The market's lukewarm response to the quarterly results from the leading artificial intelligence company was in line with the other ones in the sector this earnings season. With these stocks being highly valued and having made significant gains in a short period, the bar for impressing investors is now exceptionally high. Outside of the Big Tech and AI sectors, U.S. stock futures were either steady or slightly higher after a dip in the previous session. The focus now turns back to the broader economy, particularly with the potential first Federal Reserve rate cut of this cycle anticipated next month. Meanwhile, oil prices continue to remain subdued despite ongoing supply concerns, showing year-over-year losses of up to 7%.
Asia-Pacific Markets
In China, the offshore yuan strengthened to its highest level in over three weeks. However, UBS on Wednesday revised down its 2024 economic growth forecast for China to 4.6% from 4.9%, citing weaker-than-expected property activity as a greater drag on the economy than previously thought.

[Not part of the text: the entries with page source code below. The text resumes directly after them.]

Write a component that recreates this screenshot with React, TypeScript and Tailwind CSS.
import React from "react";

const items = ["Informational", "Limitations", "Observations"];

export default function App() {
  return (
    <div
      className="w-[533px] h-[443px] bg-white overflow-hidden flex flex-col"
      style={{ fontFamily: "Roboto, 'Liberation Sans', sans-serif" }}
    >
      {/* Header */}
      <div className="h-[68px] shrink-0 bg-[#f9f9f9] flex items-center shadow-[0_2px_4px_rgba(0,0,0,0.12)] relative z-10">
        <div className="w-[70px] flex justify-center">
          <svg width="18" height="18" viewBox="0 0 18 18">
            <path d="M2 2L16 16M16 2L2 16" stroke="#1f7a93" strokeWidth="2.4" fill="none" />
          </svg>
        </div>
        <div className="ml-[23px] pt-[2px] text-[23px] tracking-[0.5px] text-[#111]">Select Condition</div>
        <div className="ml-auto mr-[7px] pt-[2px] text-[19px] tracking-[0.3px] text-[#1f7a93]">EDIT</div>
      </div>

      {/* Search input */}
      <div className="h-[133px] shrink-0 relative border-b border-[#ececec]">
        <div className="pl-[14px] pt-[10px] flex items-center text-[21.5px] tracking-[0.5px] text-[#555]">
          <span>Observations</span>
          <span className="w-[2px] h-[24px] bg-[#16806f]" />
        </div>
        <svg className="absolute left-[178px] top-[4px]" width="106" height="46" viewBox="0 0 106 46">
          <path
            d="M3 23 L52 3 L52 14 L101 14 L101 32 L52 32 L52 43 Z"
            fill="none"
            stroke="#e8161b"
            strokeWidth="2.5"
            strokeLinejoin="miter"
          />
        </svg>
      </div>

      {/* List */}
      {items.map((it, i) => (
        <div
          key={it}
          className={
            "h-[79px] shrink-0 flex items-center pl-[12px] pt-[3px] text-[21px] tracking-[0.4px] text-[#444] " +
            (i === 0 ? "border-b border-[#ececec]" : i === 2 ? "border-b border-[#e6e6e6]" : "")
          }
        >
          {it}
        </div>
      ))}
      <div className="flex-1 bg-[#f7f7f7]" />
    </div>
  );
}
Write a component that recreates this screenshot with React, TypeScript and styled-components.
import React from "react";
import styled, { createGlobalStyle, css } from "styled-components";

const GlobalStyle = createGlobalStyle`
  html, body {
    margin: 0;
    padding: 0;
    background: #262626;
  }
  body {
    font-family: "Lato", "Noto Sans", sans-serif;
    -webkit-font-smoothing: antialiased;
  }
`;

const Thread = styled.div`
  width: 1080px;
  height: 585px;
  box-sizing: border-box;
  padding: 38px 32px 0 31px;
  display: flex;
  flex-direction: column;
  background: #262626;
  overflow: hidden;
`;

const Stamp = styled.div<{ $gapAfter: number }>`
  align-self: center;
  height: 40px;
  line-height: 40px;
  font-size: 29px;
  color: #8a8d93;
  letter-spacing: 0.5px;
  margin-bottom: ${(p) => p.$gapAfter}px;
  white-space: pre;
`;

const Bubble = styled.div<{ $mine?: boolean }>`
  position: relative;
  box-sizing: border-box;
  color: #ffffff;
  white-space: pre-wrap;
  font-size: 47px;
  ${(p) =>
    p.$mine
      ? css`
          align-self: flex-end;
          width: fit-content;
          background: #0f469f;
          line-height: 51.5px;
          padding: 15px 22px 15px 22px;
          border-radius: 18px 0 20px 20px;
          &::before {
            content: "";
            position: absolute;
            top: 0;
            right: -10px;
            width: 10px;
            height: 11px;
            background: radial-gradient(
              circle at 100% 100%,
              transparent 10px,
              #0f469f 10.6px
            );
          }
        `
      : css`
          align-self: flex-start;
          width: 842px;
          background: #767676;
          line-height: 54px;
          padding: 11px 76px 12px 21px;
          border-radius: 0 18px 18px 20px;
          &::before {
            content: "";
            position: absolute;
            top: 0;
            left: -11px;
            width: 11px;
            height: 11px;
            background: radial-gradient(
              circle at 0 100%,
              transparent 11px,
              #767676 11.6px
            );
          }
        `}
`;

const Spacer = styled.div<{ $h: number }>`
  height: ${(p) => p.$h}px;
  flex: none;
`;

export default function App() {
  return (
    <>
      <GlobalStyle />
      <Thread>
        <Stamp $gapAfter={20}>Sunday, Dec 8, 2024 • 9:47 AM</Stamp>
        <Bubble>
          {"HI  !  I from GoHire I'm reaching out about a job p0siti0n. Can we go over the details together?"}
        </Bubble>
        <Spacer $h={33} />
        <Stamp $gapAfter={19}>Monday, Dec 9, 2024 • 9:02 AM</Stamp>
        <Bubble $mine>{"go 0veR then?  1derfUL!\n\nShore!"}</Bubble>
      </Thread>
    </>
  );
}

The Japanese yen is holding steady around the 144.50 mark against the U.S. dollar, while the Australian dollar reached a new local high. Investors are likely to take their time before making any trading decisions in this zone.
European Markets
Inflation eased in six major German states in August, driven by lower energy prices, hinting that Germany's national inflation rate could see a noticeable drop this month. With markets already pricing in a second interest rate cut from the European Central Bank (ECB) this year, even before the Federal Reserve meets next month, the euro fell sharply on Thursday, boosting the dollar index. Additionally, money markets are now pricing in a 70% chance of a third ECB rate cut in October. Currently, the euro remains stable around the 1.3200 level.
American markets
Even Atlanta Fed President Raphael Bostic, known for his hawkish stance, indicated overnight that it might be "time to move" on interest rates, although he reserved the right to assess more data before finalizing his view. The next key indicators include another important labor market report and weekly jobless claims later today, followed by the Fed's preferred inflation gauge, the PCE index, due tomorrow. The futures market is still pricing in a substantial 100 basis points of Fed easing by year-end, leaving room for adjustments depending on the outlook for a potential rate cut in September. Key developments to watch for later today include the U.S. Q2 GDP revision, weekly jobless claims, and comments from Atlanta Fed President Raphael Bostic.